10/31/2019

Ce goût qu'il reste à la fin

Je regarde la vie comme un album jauni. Il y a de la chaleur et du sucre. Un tapis et des gâteaux. Mes yeux se perdent dans les volutes bleutés d'un écran d'ordinateur, souvent je me réveille comme ça, à faire rouler la roulette de la souris, à cliquer pendant que le jour se lève et que le café refroidi. Et puis voilà que je relève la tête, je la tourne plutôt, c'est comme de ne plus regarder dans les yeux le serpent du livre de la jungle, je tourne la tête, me redresse sur ma chaise et je regarde autour de moi. Je regarde ma vie. L'automne par la fenêtre, le toboggan trempé, la pluie qui fait briller le gris et puis cette drôle de mésange avec son bonnet rouge posée au bord du cendrier. Les traces de pas sur le sol, la lampe et les livres, les plantes qui baissent les bras. La lumière sur le crépi et les flammèches du bois. Les épis des enfants allongés sous une couverture en train de regarder un dessin animé. Je m'attarde sur les dessins et les photos qui parsèment les murs. Je m'attarde sur leurs doigts sales et les taches des pyjamas. Je m'attarde sur le petit déj qui refroidi sur la table basse, sur les jouets et les crottes de lapin qui traînent. Je m'attarde sur le bordel de ma femme, le linge, le sac, les lunettes, les papiers éparpillés sur la table.

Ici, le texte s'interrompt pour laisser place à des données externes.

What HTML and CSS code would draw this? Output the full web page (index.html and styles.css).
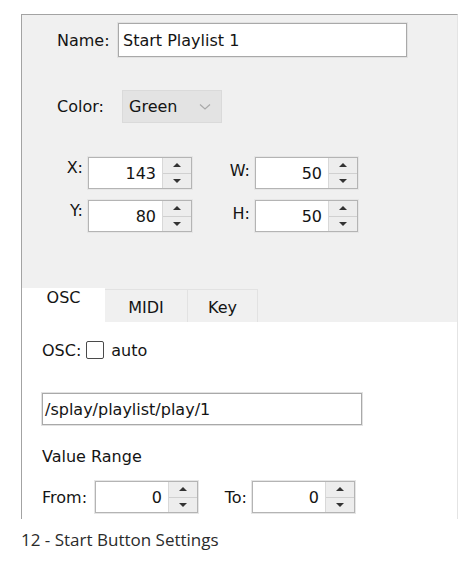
FILE: index.html
```html
<!DOCTYPE html>
<html>
<head>
<meta charset="utf-8">
<link rel="stylesheet" href="styles.css">
</head>
<body>
<div class="shot">
  <div class="panel">
    <div class="top">
      <div class="row name-row">
        <span class="lbl name-lbl">Name:</span>
        <div class="field name-field">Start Playlist 1</div>
      </div>
      <div class="row color-row">
        <span class="lbl color-lbl">Color:</span>
        <div class="combo">
          <span>Green</span>
          <svg class="chev" width="12" height="8" viewBox="0 0 12 8"><polyline points="1,1.5 6,6 11,1.5" fill="none" stroke="#a8a8a8" stroke-width="1.2"/></svg>
        </div>
      </div>
      <div class="geo">
        <div class="geo-row">
          <span class="glbl g1">X:</span>
          <div class="spin s104"><span class="val">143</span><span class="btns"><span class="up"></span><span class="dn"></span></span></div>
          <span class="glbl g2">W:</span>
          <div class="spin s103"><span class="val">50</span><span class="btns"><span class="up"></span><span class="dn"></span></span></div>
        </div>
        <div class="geo-row">
          <span class="glbl g1">Y:</span>
          <div class="spin s104"><span class="val">80</span><span class="btns"><span class="up"></span><span class="dn"></span></span></div>
          <span class="glbl g2">H:</span>
          <div class="spin s103"><span class="val">50</span><span class="btns"><span class="up"></span><span class="dn"></span></span></div>
        </div>
      </div>
    </div>
    <div class="tabs">
      <div class="tab sel">OSC</div>
      <div class="tab t-midi">MIDI</div>
      <div class="tab t-key">Key</div>
    </div>
    <div class="content">
      <div class="osc-row">
        <span>OSC:</span>
        <span class="check"></span>
        <span>auto</span>
      </div>
      <div class="field path-field">/splay/playlist/play/1</div>
      <div class="vr">Value Range</div>
      <div class="range-row">
        <span class="rlbl r1">From:</span>
        <div class="spin s103 h32"><span class="val">0</span><span class="btns"><span class="up"></span><span class="dn"></span></span></div>
        <span class="rlbl r2">To:</span>
        <div class="spin s103 h32"><span class="val">0</span><span class="btns"><span class="up"></span><span class="dn"></span></span></div>
      </div>
    </div>
  </div>
  <div class="caption">12 - Start Button Settings</div>
</div>
</body>
</html>
```

FILE: styles.css
```css
* { box-sizing: border-box; }
html, body { margin: 0; padding: 0; background: #fff; }
body { font-family: "DejaVu Sans", Verdana, sans-serif; font-size: 16px; color: #141414; }

.shot { padding: 14px 0 0 21px; }

.panel {
  width: 437px;
  height: 505px;
  border-top: 1px solid #a3a3a3;
  border-left: 1px solid #a3a3a3;
  border-right: 1px solid #e4e4e4;
  background: #fff;
  display: flex;
  flex-direction: column;
}

.top {
  height: 273px;
  background: #f0f0f0;
  padding-top: 8px;
}

.row { display: flex; align-items: center; }
.lbl { padding-left: 35px; }
.name-lbl { width: 96px; }
.color-lbl { width: 100px; }

.field {
  background: #fff;
  border: 1px solid #a9a9a9;
  box-shadow: 0 0 0 1px #e2e2e2;
  display: flex;
  align-items: center;
  padding-left: 4px;
}
.name-field { width: 289px; height: 34px; }

.color-row { margin-top: 33px; }
.combo {
  width: 100px;
  height: 33px;
  background: #e3e3e3;
  border: 1px solid #dadada;
  display: flex;
  align-items: center;
  padding-left: 6px;
}
.combo .chev { margin-left: 22px; }

.geo { margin-top: 34px; display: flex; flex-direction: column; gap: 11px; }
.geo-row { display: flex; align-items: flex-start; }
.glbl { text-align: right; padding-right: 5px; line-height: 19px; }
.g1 { width: 66px; margin-top: 1px; }
.g2 { width: 63px; margin-top: 4px; }

.spin {
  display: flex;
  height: 32px;
  background: #fff;
  border: 1px solid #b4b4b4;
  box-shadow: 0 0 0 1px #e6e6e6;
}
.s104 { width: 104px; }
.s103 { width: 103px; }
.h32 { height: 32px; }
.spin .val {
  flex: 1;
  text-align: right;
  padding-right: 6px;
  display: flex;
  align-items: center;
  justify-content: flex-end;
}
.spin .btns {
  width: 29px;
  display: flex;
  flex-direction: column;
  background: #ededed;
  border-left: 1px solid #d8d8d8;
}
.spin .up, .spin .dn {
  flex: 1;
  display: flex;
  align-items: center;
  justify-content: center;
}
.spin .up { border-bottom: 1px solid #d0d0d0; }
.spin .up::after {
  content: "";
  border-left: 4px solid transparent;
  border-right: 4px solid transparent;
  border-bottom: 4px solid #333;
}
.spin .dn::after {
  content: "";
  border-left: 4px solid transparent;
  border-right: 4px solid transparent;
  border-top: 4px solid #333;
}

.tabs {
  height: 34px;
  background: #f0f0f0;
  display: flex;
  align-items: flex-end;
}
.tab {
  height: 33px;
  text-align: center;
  padding-top: 8px;
  border: 1px solid #e2e2e2;
  border-bottom: none;
  background: #f0f0f0;
}
.tab.sel {
  width: 83px;
  height: 34px;
  padding-top: 0;
  background: #fff;
  border: none;
}
.t-midi { width: 83px; border-left: none; }
.t-key { width: 70px; border-left: none; }

.content { padding-left: 20px; }
.osc-row { margin-top: 18px; display: flex; align-items: center; height: 20px; }
.check {
  width: 18px;
  height: 18px;
  border: 1px solid #4a4a4a;
  border-radius: 2px;
  background: #fff;
  margin: 0 7px 0 5px;
}
.path-field { margin-top: 33px; width: 320px; height: 32px; padding-left: 2px; }
.vr { margin-top: 22px; line-height: 19px; }
.range-row { margin-top: 15px; display: flex; align-items: center; }
.rlbl { padding-right: 5px; }
.r1 { width: 53px; }
.r2 { width: 54px; text-align: right; }

.caption {
  margin-top: 10px;
  font-family: "Open Sans", "Noto Sans", sans-serif;
  font-size: 17px;
  line-height: 22px;
  color: #2b2b2b;
}
```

Il y a là la photo d'un bébé qui venait de naître, il a dix ans aujourd'hui. Et sur mon bras le dessin d'un autre petit bonhomme qui a grandi. Je laisse trainer mes yeux sur tout ça. Je m'attarde. Nous sommes le dernier jour d'Octobre. Novembre pour moi a la couleur des graviers du cimetière où reposait mon père qu'il fallait visiter lorsqu'on était petit. Et puis la saveur des vacances chez les papis et les mamies. C'est très doux et un peu triste aussi. Depuis je regarde la vie comme un album jauni. Il y a de la chaleur et du sucre. Un tapis et des gâteaux. C'est comme quand on arrive à la fin du bonbon. On avale la dernière petite boule après l'avoir laissée fondre le plus longtemps possible avec la langue. Ce goût qu'il reste à la fin. Je vis dans ce goût qu'il reste à la fin. Je veux le garder longtemps. J'y habite. j'y écris.